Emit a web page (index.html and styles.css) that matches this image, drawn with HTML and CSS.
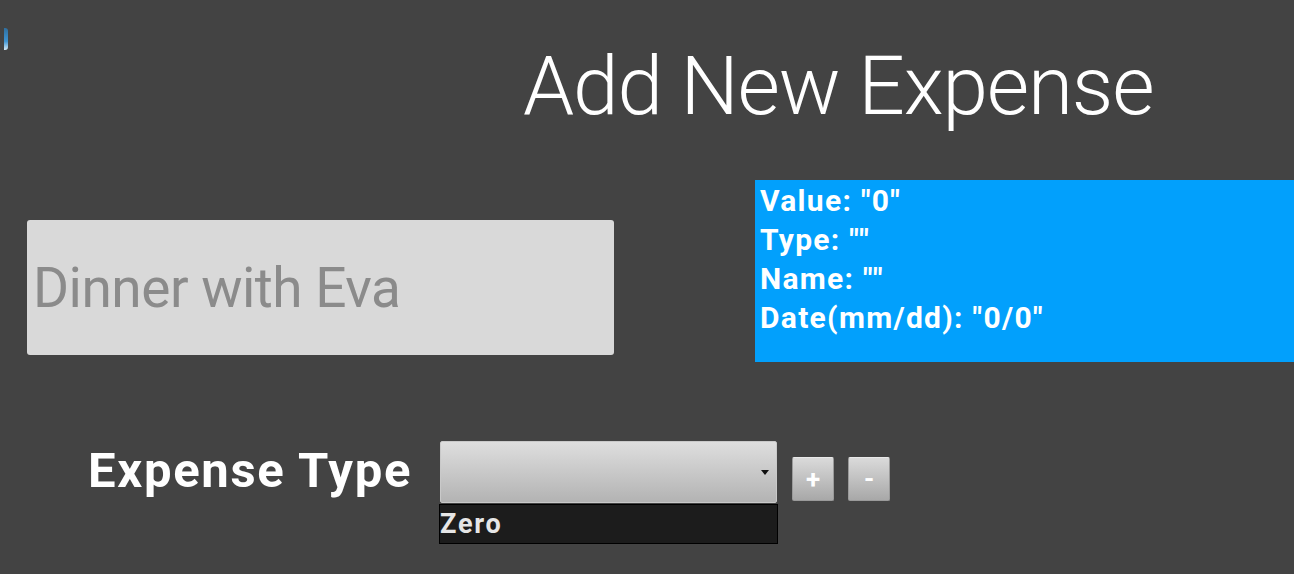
FILE: index.html
```html
<!DOCTYPE html>
<html lang="en">
<head>
<meta charset="utf-8">
<title>Add New Expense</title>
<link rel="stylesheet" href="styles.css">
</head>
<body>
<div class="page">
  <header class="header">
    <span class="back-sliver"></span>
    <h1 class="title">Add New Expense</h1>
  </header>
  <section class="middle">
    <input class="name-input" type="text" placeholder="Dinner with Eva">
    <div class="summary">
      <div class="summary-line">Value: "0"</div>
      <div class="summary-line">Type: ""</div>
      <div class="summary-line">Name: ""</div>
      <div class="summary-line">Date(mm/dd): "0/0"</div>
    </div>
  </section>
  <section class="type-row">
    <div class="type-label">Expense Type</div>
    <div class="select-col">
      <div class="select-box">
        <svg class="select-arrow" width="8" height="5" viewBox="0 0 8 5"><path d="M0 0 L8 0 L4 5 Z" fill="#111"/></svg>
      </div>
      <div class="select-list">
        <div class="select-option">Zero</div>
      </div>
    </div>
    <button class="small-btn btn-plus">+</button>
    <button class="small-btn btn-minus">-</button>
  </section>
</div>
</body>
</html>
```
FILE: styles.css
```css
* { box-sizing: border-box; }
html, body {
  margin: 0;
  padding: 0;
  background: #434343;
  font-family: Roboto, "Noto Sans", "Liberation Sans", sans-serif;
  overflow: hidden;
}
.page {
  width: 1294px;
  height: 574px;
  display: flex;
  flex-direction: column;
}
.header {
  display: flex;
  align-items: flex-start;
  height: 136px;
}
.back-sliver {
  width: 4px;
  height: 22px;
  margin-left: 4px;
  margin-top: 28px;
  border-radius: 0 3px 3px 0;
  background: linear-gradient(#2f6f9f, #3e94d2 60%, #d6ebf7);
}
.title {
  margin: 45px 0 0 515px;
  font-weight: 300;
  font-size: 82px;
  line-height: 82px;
  letter-spacing: -1.2px;
  color: #ffffff;
}
.middle {
  display: flex;
  align-items: flex-start;
  margin-top: 44px;
}
.name-input {
  margin: 40px 0 0 27px;
  width: 587px;
  height: 135px;
  border: none;
  border-radius: 3px;
  background: #d9d9d9;
  padding: 0 0 0 6px;
  font-family: Roboto, "Noto Sans", sans-serif;
  font-size: 55px;
  letter-spacing: -0.5px;
  color: #666;
  outline: none;
}
.name-input::placeholder { color: #8b8b8b; }
.summary {
  margin-left: 141px;
  flex: 1;
  height: 182px;
  background: #02a0fc;
  padding: 1px 0 0 5px;
}
.summary-line {
  font-weight: 700;
  font-size: 30px;
  line-height: 39px;
  letter-spacing: 1.3px;
  color: #ffffff;
}
.type-row {
  display: flex;
  align-items: flex-start;
  margin-top: 79px;
  padding-left: 88px;
}
.type-label {
  margin-top: 5px;
  width: 351px;
  font-weight: 700;
  font-size: 49px;
  line-height: 49px;
  letter-spacing: 1.7px;
  color: #ffffff;
  white-space: nowrap;
}
.select-col {
  display: flex;
  flex-direction: column;
  width: 339px;
}
.select-box {
  margin-left: 1px;
  width: 337px;
  height: 62px;
  border: 1px solid #c9c9c9;
  border-radius: 2px;
  background: linear-gradient(#dedede, #b3b3b3);
  display: flex;
  align-items: center;
  justify-content: flex-end;
  padding-right: 7px;
}
.select-arrow { margin-top: 1px; }
.select-list {
  margin-top: 1px;
  height: 40px;
  background: #1c1c1c;
  border: 1px solid #000;
}
.select-option {
  font-weight: 700;
  font-size: 27px;
  line-height: 38px;
  letter-spacing: 1.8px;
  color: #e6e6e6;
}
.small-btn {
  margin-top: 16px;
  width: 42px;
  height: 44px;
  padding: 0;
  border: 1px solid #9a9a9a;
  border-top-color: #e8e8e8;
  border-radius: 2px;
  background: linear-gradient(#dadada, #a8a8a8);
  color: #ffffff;
  font-family: Roboto, "Noto Sans", sans-serif;
  font-weight: 700;
  font-size: 26px;
  line-height: 42px;
}
.btn-plus { margin-left: 14px; }
.btn-minus { margin-left: 14px; }
```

== Task prompt ==
Leave the pictures out and output the rest of the listing exactly.

== Correct response ==
Emit a web page (index.html and styles.css) that matches this image, drawn with HTML and CSS.
FILE: index.html
```html
<!DOCTYPE html>
<html lang="en">
<head>
<meta charset="utf-8">
<title>Add New Expense</title>
<link rel="stylesheet" href="styles.css">
</head>
<body>
<div class="page">
  <header class="header">
    <span class="back-sliver"></span>
    <h1 class="title">Add New Expense</h1>
  </header>
  <section class="middle">
    <input class="name-input" type="text" placeholder="Dinner with Eva">
    <div class="summary">
      <div class="summary-line">Value: "0"</div>
      <div class="summary-line">Type: ""</div>
      <div class="summary-line">Name: ""</div>
      <div class="summary-line">Date(mm/dd): "0/0"</div>
    </div>
  </section>
  <section class="type-row">
    <div class="type-label">Expense Type</div>
    <div class="select-col">
      <div class="select-box">
        <svg class="select-arrow" width="8" height="5" viewBox="0 0 8 5"><path d="M0 0 L8 0 L4 5 Z" fill="#111"/></svg>
      </div>
      <div class="select-list">
        <div class="select-option">Zero</div>
      </div>
    </div>
    <button class="small-btn btn-plus">+</button>
    <button class="small-btn btn-minus">-</button>
  </section>
</div>
</body>
</html>
```
FILE: styles.css
```css
* { box-sizing: border-box; }
html, body {
  margin: 0;
  padding: 0;
  background: #434343;
  font-family: Roboto, "Noto Sans", "Liberation Sans", sans-serif;
  overflow: hidden;
}
.page {
  width: 1294px;
  height: 574px;
  display: flex;
  flex-direction: column;
}
.header {
  display: flex;
  align-items: flex-start;
  height: 136px;
}
.back-sliver {
  width: 4px;
  height: 22px;
  margin-left: 4px;
  margin-top: 28px;
  border-radius: 0 3px 3px 0;
  background: linear-gradient(#2f6f9f, #3e94d2 60%, #d6ebf7);
}
.title {
  margin: 45px 0 0 515px;
  font-weight: 300;
  font-size: 82px;
  line-height: 82px;
  letter-spacing: -1.2px;
  color: #ffffff;
}
.middle {
  display: flex;
  align-items: flex-start;
  margin-top: 44px;
}
.name-input {
  margin: 40px 0 0 27px;
  width: 587px;
  height: 135px;
  border: none;
  border-radius: 3px;
  background: #d9d9d9;
  padding: 0 0 0 6px;
  font-family: Roboto, "Noto Sans", sans-serif;
  font-size: 55px;
  letter-spacing: -0.5px;
  color: #666;
  outline: none;
}
.name-input::placeholder { color: #8b8b8b; }
.summary {
  margin-left: 141px;
  flex: 1;
  height: 182px;
  background: #02a0fc;
  padding: 1px 0 0 5px;
}
.summary-line {
  font-weight: 700;
  font-size: 30px;
  line-height: 39px;
  letter-spacing: 1.3px;
  color: #ffffff;
}
.type-row {
  display: flex;
  align-items: flex-start;
  margin-top: 79px;
  padding-left: 88px;
}
.type-label {
  margin-top: 5px;
  width: 351px;
  font-weight: 700;
  font-size: 49px;
  line-height: 49px;
  letter-spacing: 1.7px;
  color: #ffffff;
  white-space: nowrap;
}
.select-col {
  display: flex;
  flex-direction: column;
  width: 339px;
}
.select-box {
  margin-left: 1px;
  width: 337px;
  height: 62px;
  border: 1px solid #c9c9c9;
  border-radius: 2px;
  background: linear-gradient(#dedede, #b3b3b3);
  display: flex;
  align-items: center;
  justify-content: flex-end;
  padding-right: 7px;
}
.select-arrow { margin-top: 1px; }
.select-list {
  margin-top: 1px;
  height: 40px;
  background: #1c1c1c;
  border: 1px solid #000;
}
.select-option {
  font-weight: 700;
  font-size: 27px;
  line-height: 38px;
  letter-spacing: 1.8px;
  color: #e6e6e6;
}
.small-btn {
  margin-top: 16px;
  width: 42px;
  height: 44px;
  padding: 0;
  border: 1px solid #9a9a9a;
  border-top-color: #e8e8e8;
  border-radius: 2px;
  background: linear-gradient(#dadada, #a8a8a8);
  color: #ffffff;
  font-family: Roboto, "Noto Sans", sans-serif;
  font-weight: 700;
  font-size: 26px;
  line-height: 42px;
}
.btn-plus { margin-left: 14px; }
.btn-minus { margin-left: 14px; }
```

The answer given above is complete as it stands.